カルテル損失のみ込んだ海運決算の先行き 不透明要素は欧米の独禁当局
営業利益の段階から上振れぎみの日本郵船は、純利益についても「投資有価証券売却益を追加で上乗せしたことなどもあり、課徴金135億円は吸収した格好」(磯田経営委員)だ。川崎汽船は営業利益の上振れは見込まないが、円安に伴う為替差益が計上されることなどから、やはり純利益段階では課徴金57億円を吸収する予定だ。
さらに、リーニエンシー制度により課徴金を免れた商船三井は、コンテナ船が他社よりも低調で営業利益が下振れしそうなものの、米国のコンテナターミナル子会社株を売却したことにより210億円の特別利益を計上。2013年度の純利益は従来想定の500億円から、570億円に上振れる見通しとなっている。
欧米当局も調査中
足元ではひとまず、カルテル課徴金を“のみ込んだ”形の海運各社。このまま逃げ切れるのか。実は今回、公取委が事前通知した課徴金総額220億円は、あくまでも日本からの輸出車輸送の部分のみ。海外から日本への輸入車輸送や、第三国間での輸送は含まれない。
自動車船カルテル疑惑は欧州や米国の当局も調査中だ。公取委が独禁法違反を認定した以上、欧米でも同様の判断がなされる可能性が高まった。その場合、日米欧合わせた課徴金総額は、日本での220億円の少なくとも2倍程度、400億~500億円規模に上るとの見方がある。
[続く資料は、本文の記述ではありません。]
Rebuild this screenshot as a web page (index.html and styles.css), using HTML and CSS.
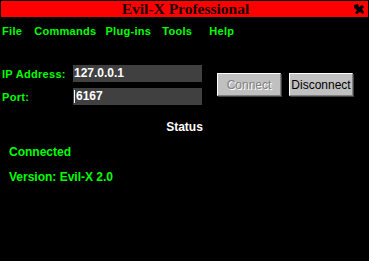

そうなると、日本郵船や川崎汽船はもちろん、日本では課徴金が免除されたとみられる商船三井も、欧米で同じ措置を受けられるかどうかは保証のかぎりではない。
逆風から順風へと徐々に環境が好転しつつある海運業界。が、カルテル問題は2013年度のみならず、来2014年度以降もしばらく、大きな不透明要因として残る可能性がある。